The power of his paintings, says Berry, comes from Sonhouse’s unique play on traditions such as: “the formal portraiture of Picasso and the outside edge of pop from the ‘60s and ‘70s.” The first solo museum exhibition devoted to his work, Opener 26: Jeff Sonhouse: Slow Motion brings together a selection of the artist’s paintings from 2003 to the present, including several recently created pieces that will be shown for the first time at the Tang.

At the heart of Opener 27: Beverly Semmes: FRP is a series of new works on paper with page spreads from porn magazines that the artist has “censored” or “clothed” by roughly drawing and painting over explicit parts. Of her Feminist Responsibility Project, the New York-based artist says, “Picture a committee of rogue censors responding to the imagery of porn. They blot out the literal; what is left behind and altered now speaks in a different voice.” The resulting works, colorful and visceral, can both shock and seduce. The installation also includes video, sound, a recent series of deep red, floor-standing ceramic sculptures and low-hanging glass chandeliers that join to form an organic, otherworldly scene.

Verzutti,Book of Gems
Book of Gems, Erika Verzutti

Opener 28: Erika Verzutti: Mineral is an installation of sculptural works that builds on the artist’s presentation at the critically acclaimed 2013 Carnegie International in Pittsburgh. Verzutti creates objects in earthy materials—bronze, clay, concrete, wax—cast in natural shapes suggesting fruits and vegetables as well as ceremonial forms such as totems and gravestones. While the works are organized as one installation, each piece has its own name, and “depending on how one looks at them, they are abstract and fantastical or everyday and familiar,” says Berry. Accompanying them is a series of small bronze wall pieces with indents made from molds of things such as eggs or pieces of wood. This is the first solo museum show for the Sao Paulo-based artist, whose work is informed in part by Brazilian avant-garde art of the ‘50s and ‘60s that merged minimal conceptual work with organic modernist patterns.

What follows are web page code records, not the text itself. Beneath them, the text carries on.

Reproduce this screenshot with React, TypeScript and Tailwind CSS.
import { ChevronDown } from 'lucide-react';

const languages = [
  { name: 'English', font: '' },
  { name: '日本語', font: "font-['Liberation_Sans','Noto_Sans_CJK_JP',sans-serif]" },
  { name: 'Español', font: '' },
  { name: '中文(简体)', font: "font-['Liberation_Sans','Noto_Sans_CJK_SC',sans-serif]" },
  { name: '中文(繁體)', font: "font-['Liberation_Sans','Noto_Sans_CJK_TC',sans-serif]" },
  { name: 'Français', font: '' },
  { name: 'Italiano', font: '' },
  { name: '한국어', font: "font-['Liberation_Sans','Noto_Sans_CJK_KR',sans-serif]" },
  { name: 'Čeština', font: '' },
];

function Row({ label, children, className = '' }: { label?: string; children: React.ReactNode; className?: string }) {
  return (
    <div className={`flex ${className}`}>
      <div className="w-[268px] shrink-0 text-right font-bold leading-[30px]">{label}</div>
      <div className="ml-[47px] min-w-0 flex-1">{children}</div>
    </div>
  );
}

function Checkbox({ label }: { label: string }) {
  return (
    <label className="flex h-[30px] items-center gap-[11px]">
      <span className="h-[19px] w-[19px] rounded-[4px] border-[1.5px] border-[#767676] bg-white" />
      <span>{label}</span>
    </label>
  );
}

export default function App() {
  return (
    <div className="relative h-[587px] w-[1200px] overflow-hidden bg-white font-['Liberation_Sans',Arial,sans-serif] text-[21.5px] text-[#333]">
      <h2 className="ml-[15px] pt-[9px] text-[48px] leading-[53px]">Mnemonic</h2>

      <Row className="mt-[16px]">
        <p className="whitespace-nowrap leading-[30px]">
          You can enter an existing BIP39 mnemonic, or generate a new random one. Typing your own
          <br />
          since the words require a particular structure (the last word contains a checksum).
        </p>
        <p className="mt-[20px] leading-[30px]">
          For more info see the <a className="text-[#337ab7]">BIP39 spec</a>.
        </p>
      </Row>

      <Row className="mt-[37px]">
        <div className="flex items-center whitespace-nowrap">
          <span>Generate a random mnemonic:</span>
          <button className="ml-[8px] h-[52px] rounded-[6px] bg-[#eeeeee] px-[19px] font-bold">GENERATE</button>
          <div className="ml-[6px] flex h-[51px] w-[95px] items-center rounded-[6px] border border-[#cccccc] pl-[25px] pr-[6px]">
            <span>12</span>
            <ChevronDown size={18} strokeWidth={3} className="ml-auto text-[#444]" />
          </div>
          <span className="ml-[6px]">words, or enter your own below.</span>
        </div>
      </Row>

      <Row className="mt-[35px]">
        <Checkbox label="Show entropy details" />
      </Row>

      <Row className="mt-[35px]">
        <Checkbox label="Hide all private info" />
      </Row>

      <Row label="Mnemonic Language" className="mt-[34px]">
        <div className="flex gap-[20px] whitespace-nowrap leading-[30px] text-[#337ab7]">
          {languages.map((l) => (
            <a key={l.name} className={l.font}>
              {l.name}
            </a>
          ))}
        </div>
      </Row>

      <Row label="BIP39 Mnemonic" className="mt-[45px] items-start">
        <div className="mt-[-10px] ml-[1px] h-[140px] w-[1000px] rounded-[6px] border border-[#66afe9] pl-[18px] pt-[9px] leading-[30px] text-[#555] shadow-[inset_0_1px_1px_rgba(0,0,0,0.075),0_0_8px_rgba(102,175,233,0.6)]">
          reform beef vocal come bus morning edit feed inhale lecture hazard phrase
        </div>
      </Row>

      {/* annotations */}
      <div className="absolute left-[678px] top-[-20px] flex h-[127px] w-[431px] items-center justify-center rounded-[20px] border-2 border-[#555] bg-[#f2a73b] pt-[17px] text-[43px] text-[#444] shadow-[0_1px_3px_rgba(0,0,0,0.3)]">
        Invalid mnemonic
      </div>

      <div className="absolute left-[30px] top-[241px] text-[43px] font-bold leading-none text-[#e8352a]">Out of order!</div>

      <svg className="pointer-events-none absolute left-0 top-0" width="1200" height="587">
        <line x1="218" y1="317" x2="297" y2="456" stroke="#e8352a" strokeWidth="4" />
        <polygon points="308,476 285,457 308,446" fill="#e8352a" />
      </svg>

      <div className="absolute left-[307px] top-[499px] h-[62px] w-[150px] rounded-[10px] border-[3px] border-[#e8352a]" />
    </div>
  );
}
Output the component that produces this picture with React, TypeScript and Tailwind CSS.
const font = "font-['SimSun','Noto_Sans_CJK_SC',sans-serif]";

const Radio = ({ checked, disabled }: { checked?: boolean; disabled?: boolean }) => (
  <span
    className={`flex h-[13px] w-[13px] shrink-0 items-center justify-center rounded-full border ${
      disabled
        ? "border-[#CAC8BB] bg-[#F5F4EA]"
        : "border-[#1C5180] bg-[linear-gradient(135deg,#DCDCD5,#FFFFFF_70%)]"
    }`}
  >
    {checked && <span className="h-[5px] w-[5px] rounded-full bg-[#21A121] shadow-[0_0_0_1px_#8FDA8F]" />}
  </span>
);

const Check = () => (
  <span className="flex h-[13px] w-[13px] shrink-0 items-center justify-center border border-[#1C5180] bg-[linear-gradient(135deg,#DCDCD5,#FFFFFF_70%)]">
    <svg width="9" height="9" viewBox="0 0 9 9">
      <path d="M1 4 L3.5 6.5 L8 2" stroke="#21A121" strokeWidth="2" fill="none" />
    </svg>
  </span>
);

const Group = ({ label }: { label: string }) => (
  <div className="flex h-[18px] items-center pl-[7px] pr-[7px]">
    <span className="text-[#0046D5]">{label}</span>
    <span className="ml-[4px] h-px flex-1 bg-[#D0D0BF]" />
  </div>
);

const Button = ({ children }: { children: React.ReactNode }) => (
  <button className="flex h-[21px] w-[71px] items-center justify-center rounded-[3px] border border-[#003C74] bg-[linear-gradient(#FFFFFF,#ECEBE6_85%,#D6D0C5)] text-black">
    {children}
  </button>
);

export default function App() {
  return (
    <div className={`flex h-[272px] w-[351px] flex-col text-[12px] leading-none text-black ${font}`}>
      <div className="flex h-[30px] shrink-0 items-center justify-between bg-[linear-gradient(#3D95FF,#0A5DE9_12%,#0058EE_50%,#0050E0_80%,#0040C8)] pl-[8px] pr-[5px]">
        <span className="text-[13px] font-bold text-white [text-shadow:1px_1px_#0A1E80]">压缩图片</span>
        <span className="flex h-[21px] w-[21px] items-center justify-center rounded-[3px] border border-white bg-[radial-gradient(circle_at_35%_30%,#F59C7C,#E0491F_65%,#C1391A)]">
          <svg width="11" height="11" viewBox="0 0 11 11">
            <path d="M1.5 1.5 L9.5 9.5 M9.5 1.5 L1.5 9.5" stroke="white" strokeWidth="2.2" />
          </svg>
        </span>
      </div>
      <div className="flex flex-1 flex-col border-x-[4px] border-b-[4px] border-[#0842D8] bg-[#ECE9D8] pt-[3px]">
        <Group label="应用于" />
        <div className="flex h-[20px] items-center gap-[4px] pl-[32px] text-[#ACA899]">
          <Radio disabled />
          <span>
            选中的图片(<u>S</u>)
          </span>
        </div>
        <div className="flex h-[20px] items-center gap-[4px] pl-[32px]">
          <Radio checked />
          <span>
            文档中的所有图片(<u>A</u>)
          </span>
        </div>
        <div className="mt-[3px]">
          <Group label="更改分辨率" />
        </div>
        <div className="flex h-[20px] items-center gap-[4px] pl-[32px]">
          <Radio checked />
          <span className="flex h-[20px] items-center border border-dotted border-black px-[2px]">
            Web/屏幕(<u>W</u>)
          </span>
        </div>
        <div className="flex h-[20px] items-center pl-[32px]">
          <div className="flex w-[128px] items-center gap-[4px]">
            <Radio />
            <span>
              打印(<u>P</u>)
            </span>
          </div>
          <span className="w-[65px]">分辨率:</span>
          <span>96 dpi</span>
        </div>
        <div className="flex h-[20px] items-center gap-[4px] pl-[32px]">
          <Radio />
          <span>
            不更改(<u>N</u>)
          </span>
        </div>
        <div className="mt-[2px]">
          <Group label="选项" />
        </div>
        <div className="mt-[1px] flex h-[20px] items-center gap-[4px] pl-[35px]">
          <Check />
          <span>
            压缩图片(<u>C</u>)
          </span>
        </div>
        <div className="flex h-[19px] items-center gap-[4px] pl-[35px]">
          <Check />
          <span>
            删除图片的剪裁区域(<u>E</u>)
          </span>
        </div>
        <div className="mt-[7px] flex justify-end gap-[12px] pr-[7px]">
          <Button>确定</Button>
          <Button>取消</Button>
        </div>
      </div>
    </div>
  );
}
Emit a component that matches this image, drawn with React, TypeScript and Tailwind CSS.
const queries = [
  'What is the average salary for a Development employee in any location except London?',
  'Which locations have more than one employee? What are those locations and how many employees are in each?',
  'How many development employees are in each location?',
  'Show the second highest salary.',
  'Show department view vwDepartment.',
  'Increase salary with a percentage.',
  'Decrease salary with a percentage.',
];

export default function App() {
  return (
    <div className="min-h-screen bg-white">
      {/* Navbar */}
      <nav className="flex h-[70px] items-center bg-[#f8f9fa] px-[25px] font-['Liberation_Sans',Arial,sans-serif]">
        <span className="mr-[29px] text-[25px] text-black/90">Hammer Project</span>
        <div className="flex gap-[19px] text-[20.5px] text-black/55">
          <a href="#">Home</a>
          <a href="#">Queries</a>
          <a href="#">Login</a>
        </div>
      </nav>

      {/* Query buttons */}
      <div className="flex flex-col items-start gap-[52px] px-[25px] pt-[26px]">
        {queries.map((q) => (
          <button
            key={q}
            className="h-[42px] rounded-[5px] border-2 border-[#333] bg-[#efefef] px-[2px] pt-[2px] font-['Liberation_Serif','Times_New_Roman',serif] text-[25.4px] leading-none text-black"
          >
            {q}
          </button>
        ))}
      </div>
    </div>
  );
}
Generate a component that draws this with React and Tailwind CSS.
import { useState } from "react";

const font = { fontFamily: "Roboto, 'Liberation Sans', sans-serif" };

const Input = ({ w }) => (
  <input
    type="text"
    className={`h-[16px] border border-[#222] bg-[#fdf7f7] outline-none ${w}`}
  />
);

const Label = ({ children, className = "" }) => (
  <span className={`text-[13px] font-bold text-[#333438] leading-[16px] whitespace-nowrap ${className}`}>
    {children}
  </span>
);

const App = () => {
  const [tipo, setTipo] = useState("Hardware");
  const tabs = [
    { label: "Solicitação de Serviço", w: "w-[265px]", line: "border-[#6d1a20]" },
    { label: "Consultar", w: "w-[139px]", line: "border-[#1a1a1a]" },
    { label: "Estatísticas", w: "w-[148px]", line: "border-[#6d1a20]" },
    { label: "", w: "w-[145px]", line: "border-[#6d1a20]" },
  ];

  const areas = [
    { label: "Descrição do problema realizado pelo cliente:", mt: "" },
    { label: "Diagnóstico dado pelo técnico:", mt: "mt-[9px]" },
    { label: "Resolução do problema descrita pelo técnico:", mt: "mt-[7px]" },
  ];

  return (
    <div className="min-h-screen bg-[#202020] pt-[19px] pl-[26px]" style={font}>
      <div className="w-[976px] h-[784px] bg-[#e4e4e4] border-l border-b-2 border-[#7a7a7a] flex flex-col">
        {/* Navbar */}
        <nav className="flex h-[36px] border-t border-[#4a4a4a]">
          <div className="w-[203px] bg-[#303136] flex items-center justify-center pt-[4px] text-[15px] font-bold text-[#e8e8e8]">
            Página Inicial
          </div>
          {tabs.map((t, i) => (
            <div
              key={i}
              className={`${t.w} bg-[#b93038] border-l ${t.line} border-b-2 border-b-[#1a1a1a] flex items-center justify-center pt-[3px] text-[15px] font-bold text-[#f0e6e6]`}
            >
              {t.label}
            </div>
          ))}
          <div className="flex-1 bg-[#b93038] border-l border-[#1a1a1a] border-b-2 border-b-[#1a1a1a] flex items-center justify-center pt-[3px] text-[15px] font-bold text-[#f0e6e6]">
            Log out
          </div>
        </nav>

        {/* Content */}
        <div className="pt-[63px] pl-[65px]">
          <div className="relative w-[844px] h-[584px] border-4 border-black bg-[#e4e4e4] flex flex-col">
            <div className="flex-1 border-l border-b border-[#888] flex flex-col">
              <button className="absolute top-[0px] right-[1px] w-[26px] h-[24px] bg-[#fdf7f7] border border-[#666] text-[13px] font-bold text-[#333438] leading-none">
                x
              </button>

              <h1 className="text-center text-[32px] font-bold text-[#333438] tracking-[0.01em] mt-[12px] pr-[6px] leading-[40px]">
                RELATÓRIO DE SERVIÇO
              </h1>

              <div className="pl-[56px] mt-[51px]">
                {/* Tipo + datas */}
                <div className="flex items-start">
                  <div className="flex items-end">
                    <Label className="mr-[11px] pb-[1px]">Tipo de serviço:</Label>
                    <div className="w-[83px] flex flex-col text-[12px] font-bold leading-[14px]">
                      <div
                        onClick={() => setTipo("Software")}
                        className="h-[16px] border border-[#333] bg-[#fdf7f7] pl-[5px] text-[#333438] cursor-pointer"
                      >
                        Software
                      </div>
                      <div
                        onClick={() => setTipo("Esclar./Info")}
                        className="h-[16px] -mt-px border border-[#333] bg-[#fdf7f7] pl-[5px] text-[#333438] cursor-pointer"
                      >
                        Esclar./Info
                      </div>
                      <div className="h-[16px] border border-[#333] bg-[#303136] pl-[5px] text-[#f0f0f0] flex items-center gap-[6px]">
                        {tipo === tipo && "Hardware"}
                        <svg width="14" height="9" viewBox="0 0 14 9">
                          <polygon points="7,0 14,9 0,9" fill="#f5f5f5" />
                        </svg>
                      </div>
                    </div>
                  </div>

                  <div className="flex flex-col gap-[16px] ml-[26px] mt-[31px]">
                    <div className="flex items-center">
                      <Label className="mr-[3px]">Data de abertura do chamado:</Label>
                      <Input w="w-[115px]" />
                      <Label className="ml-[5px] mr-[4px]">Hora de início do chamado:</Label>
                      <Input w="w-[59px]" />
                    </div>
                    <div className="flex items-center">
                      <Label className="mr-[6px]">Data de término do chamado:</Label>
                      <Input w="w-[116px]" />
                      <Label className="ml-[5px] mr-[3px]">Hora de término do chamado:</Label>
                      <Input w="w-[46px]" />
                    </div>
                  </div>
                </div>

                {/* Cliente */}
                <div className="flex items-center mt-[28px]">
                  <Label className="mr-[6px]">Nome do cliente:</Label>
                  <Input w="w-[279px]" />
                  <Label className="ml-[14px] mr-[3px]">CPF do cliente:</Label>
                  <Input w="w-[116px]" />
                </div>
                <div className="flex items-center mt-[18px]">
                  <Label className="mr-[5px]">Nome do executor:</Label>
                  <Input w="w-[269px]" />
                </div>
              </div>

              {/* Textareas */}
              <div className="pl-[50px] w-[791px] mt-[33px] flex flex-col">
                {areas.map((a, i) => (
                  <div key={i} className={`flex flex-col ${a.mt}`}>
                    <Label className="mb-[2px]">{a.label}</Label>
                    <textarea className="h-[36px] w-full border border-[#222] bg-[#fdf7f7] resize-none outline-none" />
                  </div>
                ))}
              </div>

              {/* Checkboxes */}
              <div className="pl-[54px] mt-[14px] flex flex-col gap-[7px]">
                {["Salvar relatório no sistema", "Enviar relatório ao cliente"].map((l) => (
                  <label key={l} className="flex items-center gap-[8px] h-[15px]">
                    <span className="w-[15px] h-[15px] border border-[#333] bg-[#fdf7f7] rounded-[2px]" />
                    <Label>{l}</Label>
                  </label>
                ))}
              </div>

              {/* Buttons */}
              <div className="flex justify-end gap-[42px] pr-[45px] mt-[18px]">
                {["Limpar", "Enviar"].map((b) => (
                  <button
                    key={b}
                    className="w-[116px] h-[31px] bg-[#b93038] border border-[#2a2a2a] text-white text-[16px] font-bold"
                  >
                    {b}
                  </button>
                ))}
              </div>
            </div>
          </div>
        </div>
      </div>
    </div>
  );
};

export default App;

Calendar of Exhibitions and Events

Current exhibitions at the Tang also include I was a double, a multi-layered group exhibition/composition interweaving music and art, co-curated by Pulitzer Prize-winning composer David Lang; Elevator Music 27, Kamau Patton: Torus–Variation 1; and an exhibition curated by Celia Caldas, Class of 2014, Winter Intern.

The public is invited to the following events:

  • Tuesday, August 5, 1 p.m.—Tour of the Winter Intern Gallery Show student exhibition, with Celia Caldas, Class of 2014.
  • Tuesday, August 12, 1 p.m.—Tour of I was a double, with Dayton Director and exhibition co-curator Ian Berry.
  • Tuesday, August 19, 1 p.m.—Tang Inside/Out behind-the-scenes tour, with Assistant Director for Engagement Michael Janairo.
  • Tuesday, August 26, 1 p.m.—Tour of Opener 26: Jeff Sonhouse: Slow Motion and Opener 27: Beverly Semmes: FRP, with Assistant Director of Curatorial Affairs Rachel Seligman.